Until now, the years-old effort to renovate the school's football stadium, which sits on an earthquake fault line, never raised many alarms. Although its $321 million price tag would make it one of the most expensive renovations in college sports history, the university said the project would be funded privately, largely through long-term seat sales and naming rights.
But three years into the fund-raising effort, a projected $270 million from the sale of seats has failed to materialize. At the end of December, the school had collected only $31 million in the first three years of the sale. Now it has become clear that the university will have to borrow the vast majority of the money.
In recent interviews, university officials acknowledge that if revenue projections fall short and won't cover the bond payments, the shortfall "would have to come from campus."

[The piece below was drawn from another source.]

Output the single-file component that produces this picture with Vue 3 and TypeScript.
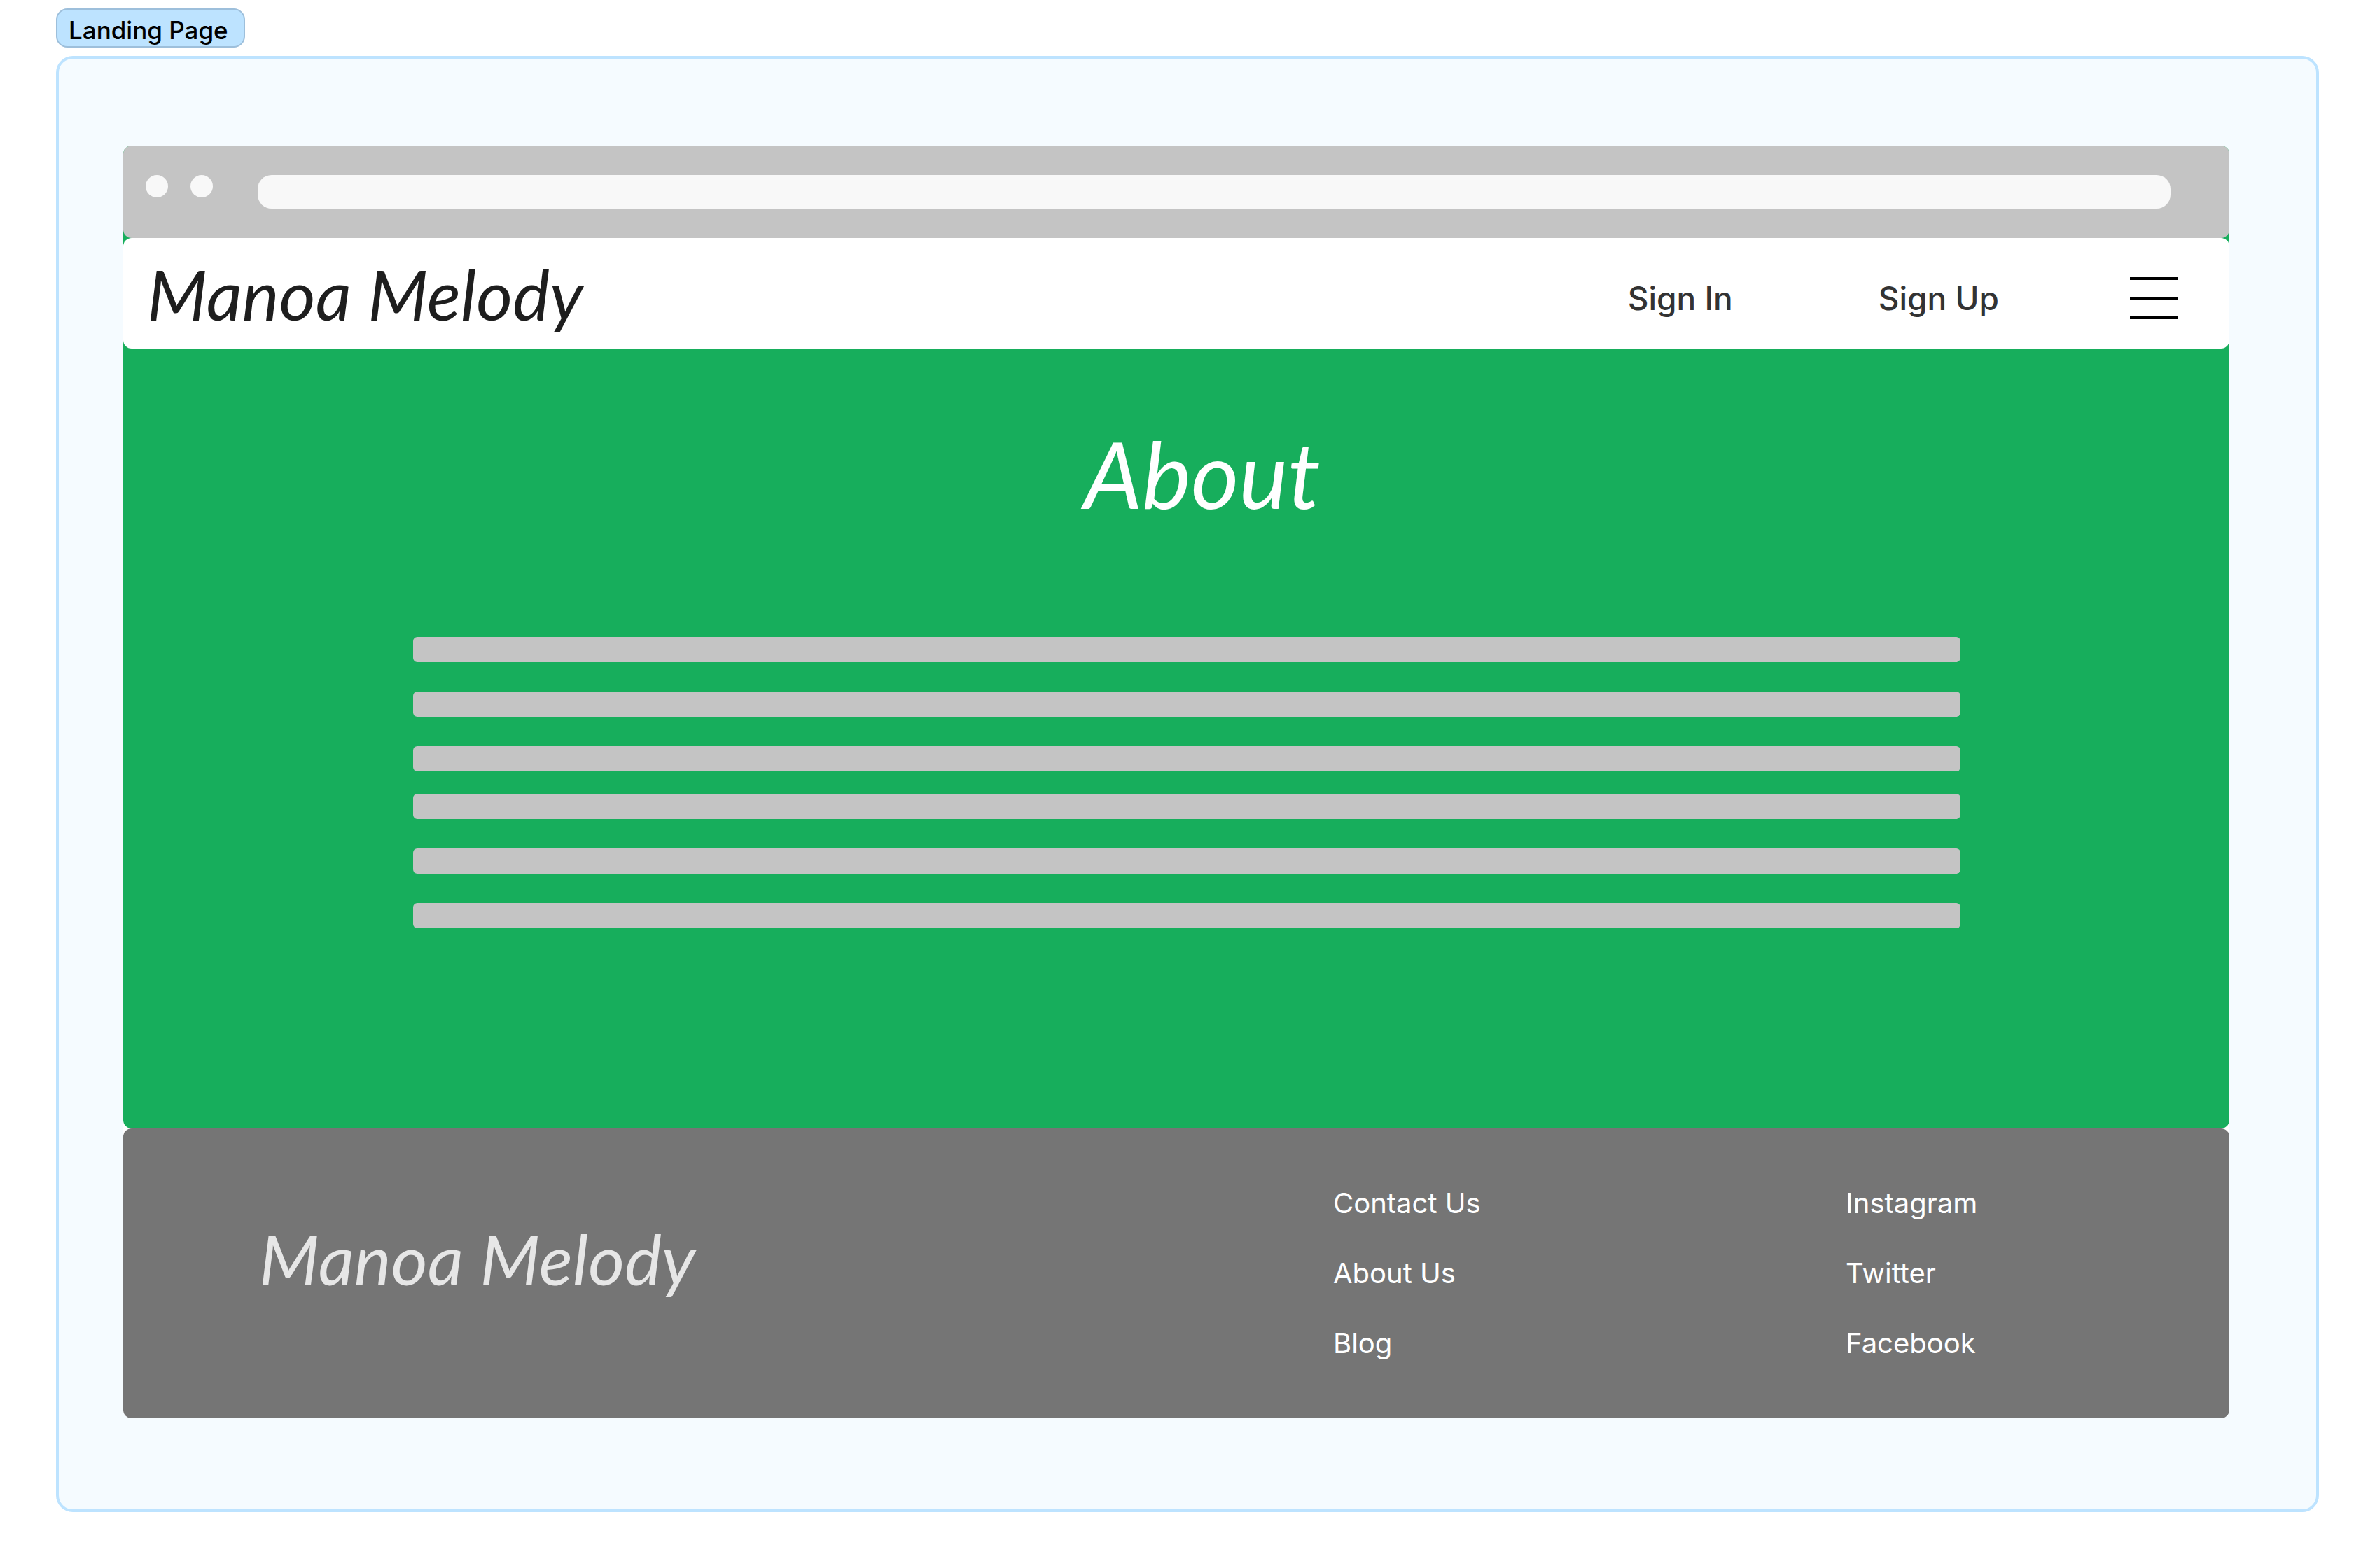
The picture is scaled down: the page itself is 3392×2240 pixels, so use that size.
<script setup lang="ts">
interface FooterLink {
  label: string
  href: string
}

const brand = 'Manoa Melody'

const footerColumns: { name: string; links: FooterLink[] }[] = [
  {
    name: 'Site',
    links: [
      { label: 'Contact Us', href: '#contact' },
      { label: 'About Us', href: '#about' },
      { label: 'Blog', href: '#blog' },
    ],
  },
  {
    name: 'Social',
    links: [
      { label: 'Instagram', href: '#instagram' },
      { label: 'Twitter', href: '#twitter' },
      { label: 'Facebook', href: '#facebook' },
    ],
  },
]

// Placeholder copy: two paragraphs of three lines each
const paragraphs: number[] = [3, 3]
</script>

<template>
  <div class="canvas">
    <div class="tag">Landing Page</div>
    <section class="frame">
      <div class="browser">
        <div class="site">
          <div class="chrome">
            <span class="dot"></span>
            <span class="dot"></span>
            <input class="address" type="text" aria-label="Address" />
          </div>

          <header class="topbar">
            <a class="brand" href="#home">{{ brand }}</a>
            <nav class="actions">
              <a class="action" href="#sign-in">Sign In</a>
              <a class="action" href="#sign-up">Sign Up</a>
              <button class="menu" type="button" aria-label="Menu">
                <span class="menu-line"></span>
                <span class="menu-line"></span>
                <span class="menu-line"></span>
              </button>
            </nav>
          </header>

          <main class="about">
            <h1 class="heading">About</h1>
            <div class="copy">
              <div v-for="(lines, p) in paragraphs" :key="p" class="paragraph">
                <div v-for="n in lines" :key="n" class="line"></div>
              </div>
            </div>
          </main>
        </div>

        <footer class="footer">
          <a class="brand brand-footer" href="#home">{{ brand }}</a>
          <ul v-for="column in footerColumns" :key="column.name" class="links" :aria-label="column.name">
            <li v-for="link in column.links" :key="link.label">
              <a class="link" :href="link.href">{{ link.label }}</a>
            </li>
          </ul>
        </footer>
      </div>
    </section>
  </div>
</template>

<style>
body {
  background: #ffffff;
}
</style>

<style scoped>
.canvas {
  box-sizing: border-box;
  display: flex;
  flex-direction: column;
  align-items: flex-start;
  gap: 12px;
  padding: 12px 80px 80px;
  font-family: Inter, "Liberation Sans", sans-serif;
  font-weight: 500;
}

.tag {
  box-sizing: border-box;
  padding: 7px 22px 1px 16px;
  border: 2px solid #9dbfdb;
  border-radius: 16px;
  background: #bde3ff;
  color: #000000;
  font-size: 35px;
  line-height: 44px;
}

.frame {
  box-sizing: border-box;
  align-self: stretch;
  padding: 124px 124px 130px 92px;
  border: 4px solid #bde3ff;
  border-radius: 24px;
  background: #f5fbff;
}

.browser {
  border-radius: 12px;
  background: #ffffff;
}

.site {
  border-radius: 12px;
  background: #17ae5c;
}

.chrome {
  display: flex;
  align-items: flex-start;
  gap: 32px;
  padding: 42px 84px 42px 32px;
  border-radius: 12px;
  background: #c4c4c4;
}

.dot {
  width: 32px;
  height: 32px;
  border-radius: 50%;
  background: #f8f8f8;
}

.address {
  box-sizing: border-box;
  flex: 1;
  min-width: 0;
  height: 48px;
  margin: 0 0 0 32px;
  padding: 0 20px;
  border: 0;
  border-radius: 20px;
  background: #f8f8f8;
  color: #333333;
  font: inherit;
  font-size: 28px;
}

.topbar {
  display: flex;
  align-items: center;
  justify-content: space-between;
  padding: 19px 74px 19px 34px;
  border-radius: 12px;
  background: #ffffff;
}

.brand {
  color: #1e1e1e;
  font-family: Lato, "Liberation Sans", sans-serif;
  font-size: 100px;
  font-style: italic;
  font-weight: 400;
  line-height: 120px;
  text-decoration: none;
  white-space: nowrap;
}

.actions {
  display: flex;
  align-items: center;
  padding-top: 14px;
}

.action {
  margin-right: 208px;
  color: #333333;
  font-size: 46px;
  line-height: 60px;
  text-decoration: none;
  white-space: nowrap;
}

.action + .action {
  margin-right: 187px;
}

.menu {
  display: flex;
  flex-direction: column;
  gap: 24px;
  width: 68px;
  padding: 0;
  border: 0;
  background: none;
}

.menu-line {
  height: 4px;
  background: #000000;
}

.about {
  padding: 98px 384px 286px 414px;
}

.heading {
  margin: 0 0 154px;
  padding-left: 44px;
  color: #ffffff;
  font-family: Lato, "Liberation Sans", sans-serif;
  font-size: 132px;
  font-style: italic;
  font-weight: 400;
  line-height: 160px;
  text-align: center;
}

.copy {
  display: flex;
  flex-direction: column;
  gap: 32px;
}

.paragraph {
  display: flex;
  flex-direction: column;
  gap: 42px;
}

.line {
  height: 36px;
  border-radius: 6px;
  background: #c4c4c4;
}

.footer {
  display: grid;
  grid-template-columns: 1fr 732px 548px;
  align-items: center;
  padding: 77px 0;
  border-radius: 12px;
  background: #757575;
}

.brand-footer {
  padding: 0 0 44px 194px;
  color: #e6e6e6;
}

.links {
  display: flex;
  flex-direction: column;
  gap: 40px;
  margin: 0;
  padding: 0;
  list-style: none;
  line-height: 60px;
}

.link {
  display: block;
  width: max-content;
  color: #ffffff;
  font-size: 40px;
  font-weight: 400;
  text-decoration: none;
}
</style>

The idea that money for the football stadium could come from campus funds, which include student fees, is an admission likely to stir outrage at a school that's already facing possible double-digit tuition increases. . . .
The stadium situation comes at a time of financial anxiety on campus. After the state legislature last year slashed $650 million from the University of California system's previously $3-billion budget, tuition at UC schools rose 17% for in-state students and 5% for nonresident ones, prompting student protests and sit-ins on the Berkeley campus. With California already leading the nation in tuition increases, the UC system has said that annual tuition spikes could range from 8% to 16% over the next four years.
The nearly half-billion-dollar Cal athletic project encompasses a $321 million renovation of Memorial Stadium that opens Sept. 1 and $153 million for a new multisport training facility....
The total bonded debt for the project, including the training center, will be $447 million. That's apparently an unprecedented amount of borrowing for a college-sports project, far above the $220 million that Minnesota borrowed to build a new stadium in 2009, the $200 million that Washington has borrowed for its stadium renovation and the $148 million that Michigan took out to add luxury seats that opened in 2010. . . ."
Wyoming .... Coal, Basketball and MOM
And there's a similar but perhaps even more disturbing example of government spending from the University of Wyoming's basketball facility's renovation.
States Mine Federal Funds Long After Need Is Gone tells the story of the state of Wyoming spending federally allocated money, and which money doesn't even exist, on projects for which it was not intended to be spent:
"LARAMIE, Wyo.—When the University of Wyoming needed an extra $10 million for renovations to its basketball arena last month, state legislators turned to an unlikely source: a federal fund for cleaning up abandoned coal mines.
The fund was set up to pay for things like sealing up old mine shafts and dealing with collapsed tunnels and abandoned surface mines. But, as allowed under law, the university plans to use the money to fix up its Arena-Auditorium, where its Cowboys play, providing an exterior face lift and rotating the court 90 degrees.
The U.S. Interior Department is likely to fork over the money for the arena despite years of bipartisan efforts in Washington to close the spigot of federal dollars to states that no longer need so much money for abandoned mines.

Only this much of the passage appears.